The close connection between local history and the sentiment of glory
has already been touched on in reference to Florence. Venice would not
be behindhand. Just as a great rhetorical triumph of the Florentines
would cause a Venetian embassy to write home posthaste for an orator to
be sent after them, so too the Venetians felt the need of a history
which would bear comparison with those of Leonardo Aretino and Poggio.
And it was to satisfy this feeling that, in the fifteenth century, the
'Decades' of Sabellico appeared, and in the sixteenth the 'Historia
rerum Venetarum' of Pietro Bembo, both written at the express charge of
the republic, the latter a continuation of the former.
The great Florentine historians at the beginning of the sixteenth
century were men of a wholly different kind from the Latinists Bembo
and Giovio.
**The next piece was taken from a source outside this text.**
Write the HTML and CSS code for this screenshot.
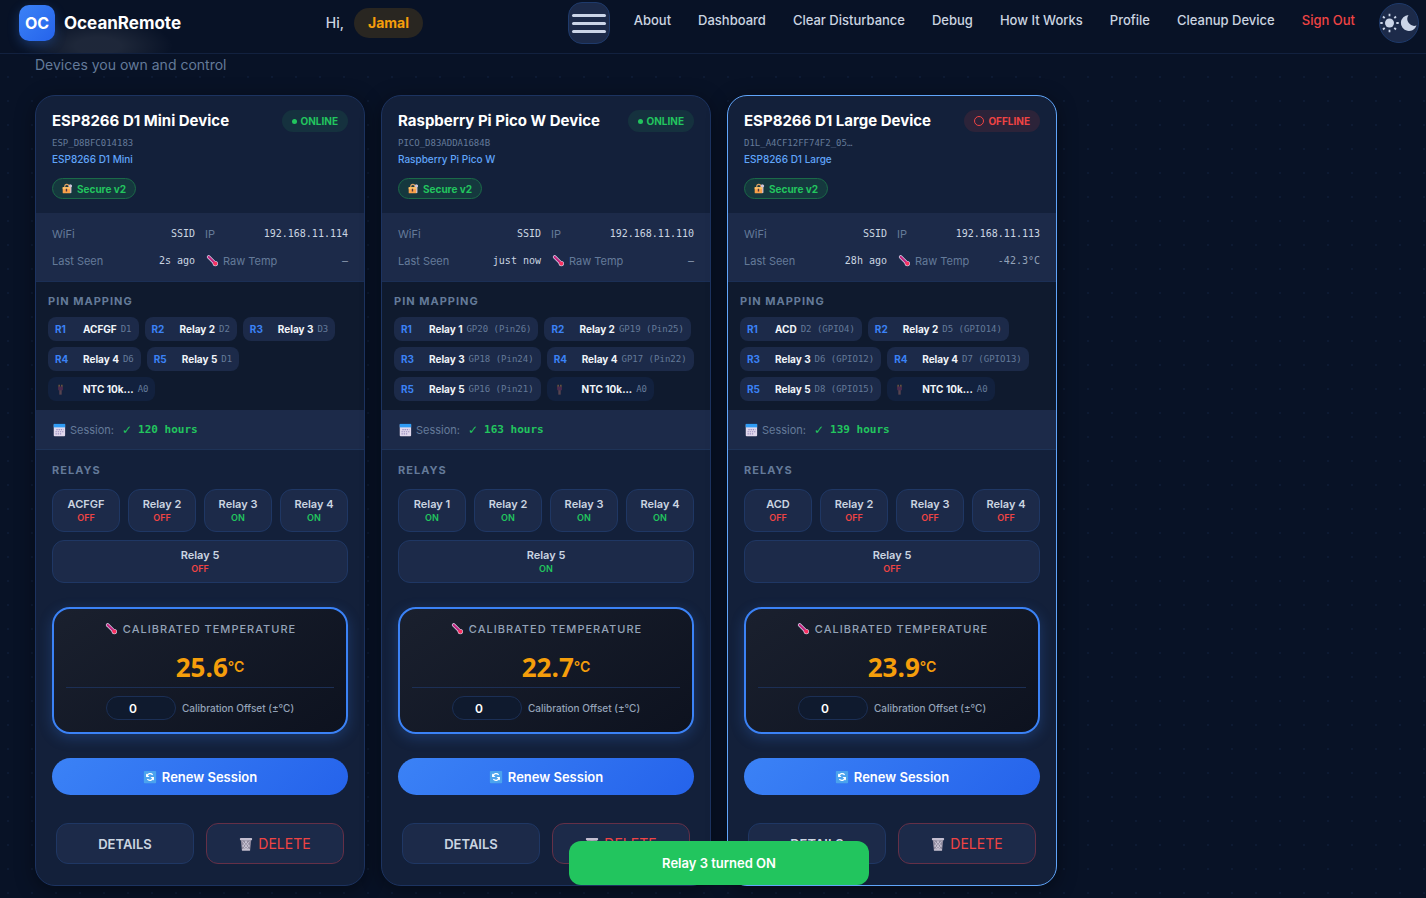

They wrote Italian, not only because they could not vie
with the Ciceronian elegance of the philologists, but because, like
Machiavelli, they could only record in a living tongue the living
results of their own immediate observations and we may add in the case
of Machiavelli, of his observation of the past--and because, as in the
case of Guicciardini, Varchi, and many others, what they most desired
was, that their view of the course of events should have as wide and
deep a practical effect as possible. Even when they only write for a
few friends, like Francesco Vettori, they feel an inward need to utter
their testimony on men and events, and to explain and justify their
share in the latter.
And yet, with all that is characteristic in their language and style,
they were powerfully affected by antiquity, and, without its influence,
would be inconceivable. They were not humanists, but they had passed
through the school of humanism and have in them more of the spirit of
the ancient historians than most of the imitators of Livy. Like the
ancients, they were citizens who wrote for citizens.